Moldova is asking, ever so delicately, for Russia to withdraw its 1,500 troops and a massive Cold War weapons stockpile from Transnistria, a long sliver of land that ostensibly belongs to Moldova, but has been functionally independent for more than two decades. The fact that it’s just 1,500 soldiers understates the reality of the situation: the far more important part is the weapons stockpile. Transnistria is essentially a massive prepositioned Russian army waiting to be reanimated — presuming, of course, that the Russians can actually find Transnistria.

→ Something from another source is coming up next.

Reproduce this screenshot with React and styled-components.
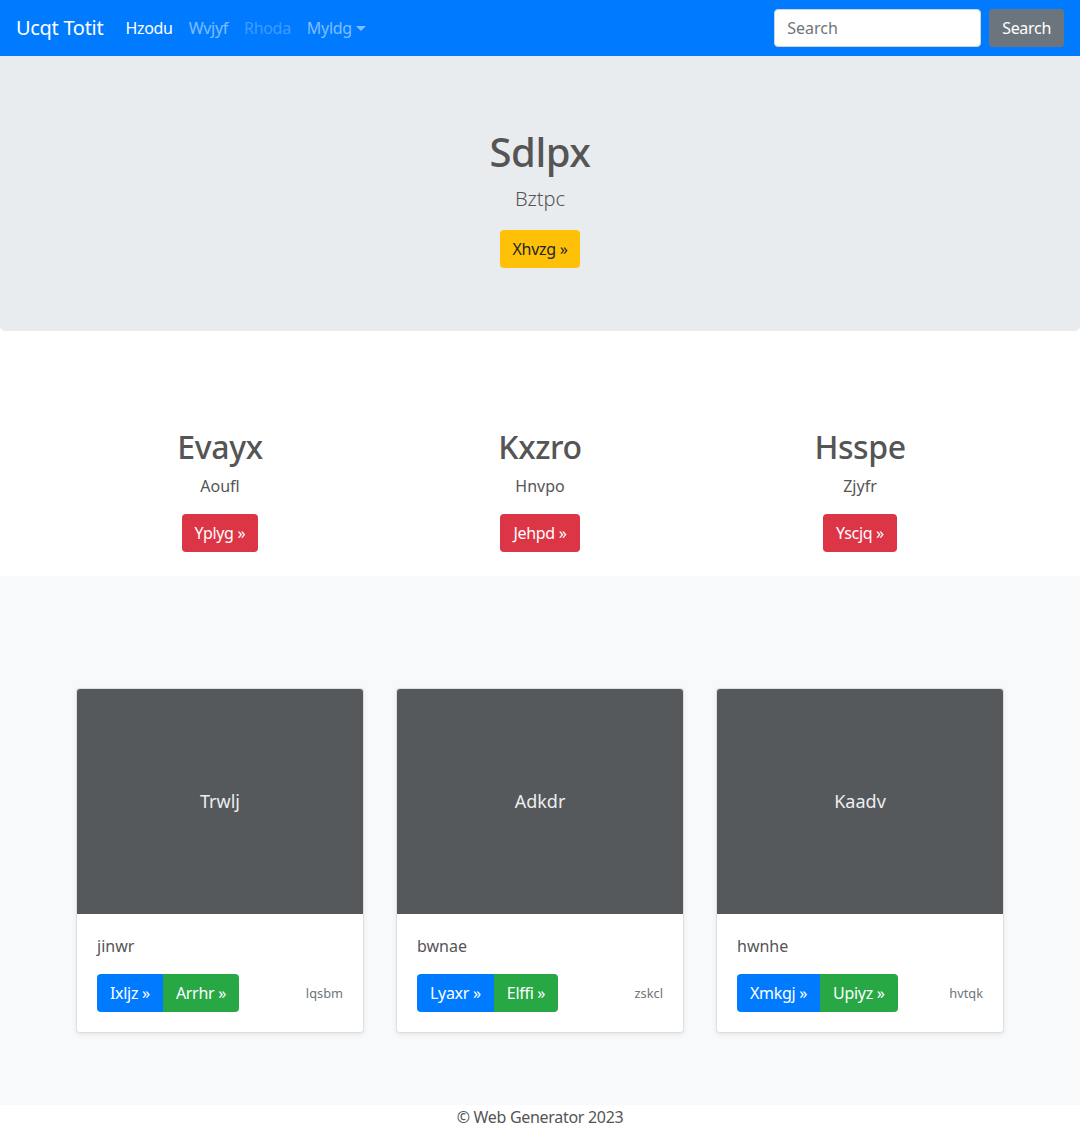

At the end of the Cold War, following the collapse of the Soviet Union and the Warsaw Pact, the 14th Guards Army found itself at loose ends, and like a lot of large Soviet formations, became a significant local political player, helping the pro-Moscow Transnistrian separatists make good on their secessionist plans. While the vast majority of the Russian troops there have left, the hardware has not, leaving Transnistria sitting on what’s reputed to be the largest weapons stockpile in Europe.
On one hand, it’s not completely clear who has control of and responsibility for the stockpile. On the other hand, even if it’s under the physical control of Transnistria, if Moscow asked very sweetly, the weapons would very quickly become a Russian arsenal.

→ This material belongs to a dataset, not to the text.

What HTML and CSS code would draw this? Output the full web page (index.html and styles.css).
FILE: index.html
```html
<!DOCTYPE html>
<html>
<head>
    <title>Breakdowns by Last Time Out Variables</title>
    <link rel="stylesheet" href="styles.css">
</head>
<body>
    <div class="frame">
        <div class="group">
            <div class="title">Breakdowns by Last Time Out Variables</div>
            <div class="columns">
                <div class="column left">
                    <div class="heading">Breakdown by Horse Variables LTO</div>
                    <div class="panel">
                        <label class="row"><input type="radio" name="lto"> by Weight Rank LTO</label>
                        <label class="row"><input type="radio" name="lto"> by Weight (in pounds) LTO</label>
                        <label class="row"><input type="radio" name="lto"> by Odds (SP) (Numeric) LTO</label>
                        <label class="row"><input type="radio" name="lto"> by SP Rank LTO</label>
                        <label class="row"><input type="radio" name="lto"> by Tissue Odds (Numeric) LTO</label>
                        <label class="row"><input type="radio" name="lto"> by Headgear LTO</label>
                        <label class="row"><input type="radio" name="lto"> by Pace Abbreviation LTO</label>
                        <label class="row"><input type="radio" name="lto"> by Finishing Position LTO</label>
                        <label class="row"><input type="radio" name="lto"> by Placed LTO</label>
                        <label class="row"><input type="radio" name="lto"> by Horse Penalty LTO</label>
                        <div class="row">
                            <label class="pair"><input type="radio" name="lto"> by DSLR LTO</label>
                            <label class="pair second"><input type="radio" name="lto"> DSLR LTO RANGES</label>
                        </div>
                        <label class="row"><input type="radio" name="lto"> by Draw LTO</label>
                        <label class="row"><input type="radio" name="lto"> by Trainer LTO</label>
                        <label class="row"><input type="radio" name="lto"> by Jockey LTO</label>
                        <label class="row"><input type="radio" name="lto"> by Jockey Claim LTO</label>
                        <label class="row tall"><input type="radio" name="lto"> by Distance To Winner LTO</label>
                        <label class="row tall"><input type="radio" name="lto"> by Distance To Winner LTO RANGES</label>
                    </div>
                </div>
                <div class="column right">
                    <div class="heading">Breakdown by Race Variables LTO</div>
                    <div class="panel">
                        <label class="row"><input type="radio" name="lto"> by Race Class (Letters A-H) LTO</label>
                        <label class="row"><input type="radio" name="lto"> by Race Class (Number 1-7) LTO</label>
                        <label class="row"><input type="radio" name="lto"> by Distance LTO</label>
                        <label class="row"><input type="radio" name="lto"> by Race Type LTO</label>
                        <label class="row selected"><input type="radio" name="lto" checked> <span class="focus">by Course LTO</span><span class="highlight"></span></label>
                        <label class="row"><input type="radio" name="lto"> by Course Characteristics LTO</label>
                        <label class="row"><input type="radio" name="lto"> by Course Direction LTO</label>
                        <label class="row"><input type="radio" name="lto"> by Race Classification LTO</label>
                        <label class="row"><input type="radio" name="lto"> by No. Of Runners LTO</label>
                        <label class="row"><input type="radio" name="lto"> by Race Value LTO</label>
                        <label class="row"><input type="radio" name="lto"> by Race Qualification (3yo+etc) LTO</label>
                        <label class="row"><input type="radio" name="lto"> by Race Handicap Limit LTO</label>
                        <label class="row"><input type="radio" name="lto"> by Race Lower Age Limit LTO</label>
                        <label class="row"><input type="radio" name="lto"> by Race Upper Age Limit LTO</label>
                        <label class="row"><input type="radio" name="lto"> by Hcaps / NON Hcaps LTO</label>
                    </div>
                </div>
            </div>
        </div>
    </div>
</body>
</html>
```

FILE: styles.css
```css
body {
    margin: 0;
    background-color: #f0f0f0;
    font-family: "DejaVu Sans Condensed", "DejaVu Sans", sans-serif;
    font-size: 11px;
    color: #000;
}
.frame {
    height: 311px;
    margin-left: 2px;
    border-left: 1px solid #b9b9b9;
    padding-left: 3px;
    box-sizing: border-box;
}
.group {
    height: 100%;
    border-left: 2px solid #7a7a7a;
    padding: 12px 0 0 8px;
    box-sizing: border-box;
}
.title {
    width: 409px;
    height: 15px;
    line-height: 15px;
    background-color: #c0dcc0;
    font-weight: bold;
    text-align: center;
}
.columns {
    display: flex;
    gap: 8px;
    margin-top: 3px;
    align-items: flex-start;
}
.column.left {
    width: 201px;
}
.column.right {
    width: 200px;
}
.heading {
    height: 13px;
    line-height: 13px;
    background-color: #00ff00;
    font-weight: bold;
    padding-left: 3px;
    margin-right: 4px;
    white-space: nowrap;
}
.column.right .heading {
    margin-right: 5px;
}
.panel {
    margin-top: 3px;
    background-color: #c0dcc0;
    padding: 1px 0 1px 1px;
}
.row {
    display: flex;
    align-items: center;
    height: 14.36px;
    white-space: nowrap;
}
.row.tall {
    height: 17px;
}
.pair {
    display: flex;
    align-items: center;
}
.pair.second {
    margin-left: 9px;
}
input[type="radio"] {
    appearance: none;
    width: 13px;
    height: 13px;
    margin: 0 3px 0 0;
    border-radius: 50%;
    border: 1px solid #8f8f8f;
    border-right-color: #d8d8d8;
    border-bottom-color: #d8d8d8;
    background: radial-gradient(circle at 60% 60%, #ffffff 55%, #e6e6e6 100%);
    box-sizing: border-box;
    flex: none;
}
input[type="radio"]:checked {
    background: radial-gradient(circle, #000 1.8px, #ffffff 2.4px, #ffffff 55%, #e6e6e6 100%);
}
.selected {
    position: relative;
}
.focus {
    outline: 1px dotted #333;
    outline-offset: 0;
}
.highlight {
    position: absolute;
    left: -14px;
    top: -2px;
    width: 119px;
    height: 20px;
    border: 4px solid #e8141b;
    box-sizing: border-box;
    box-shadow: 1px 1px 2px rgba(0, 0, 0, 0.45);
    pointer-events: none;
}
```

Flying troops in to equip from pre-positioned stockpiles, rather than sending all the tanks, artillery, and heavy equipment is a tactic much beloved by the US, which generally would rather avoid the prospect of shipping an army across an ocean in wartime and exposing it to attack by submarines and cruise missiles. Although the Russian stockpile is largely unintentional, rather than planned, it still means that the most potent weapon in Transnistria is the airport arrivals terminal. If your travel plans to Transnistria get gummed up because the Russian military has bought all the available seats for the next month, it might not hurt to find out if your trip insurance covers wars.

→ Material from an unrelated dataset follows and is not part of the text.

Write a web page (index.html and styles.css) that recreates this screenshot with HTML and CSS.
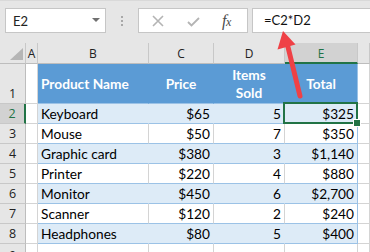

Even assuming that the stockpile has been properly maintained, stocked with consumables, and is regularly checked out, it would still take quite a while to inflate that stockpile into an army. Which is arguably the biggest potential impact of a hypothetical Russian withdrawal from Transnistria. Should Moscow opt to pull troops back but leave the arms, then the thing to watch closely will be who retains control of the equipment stashed there, and whether or not they’re serious about keeping it ready and available for use.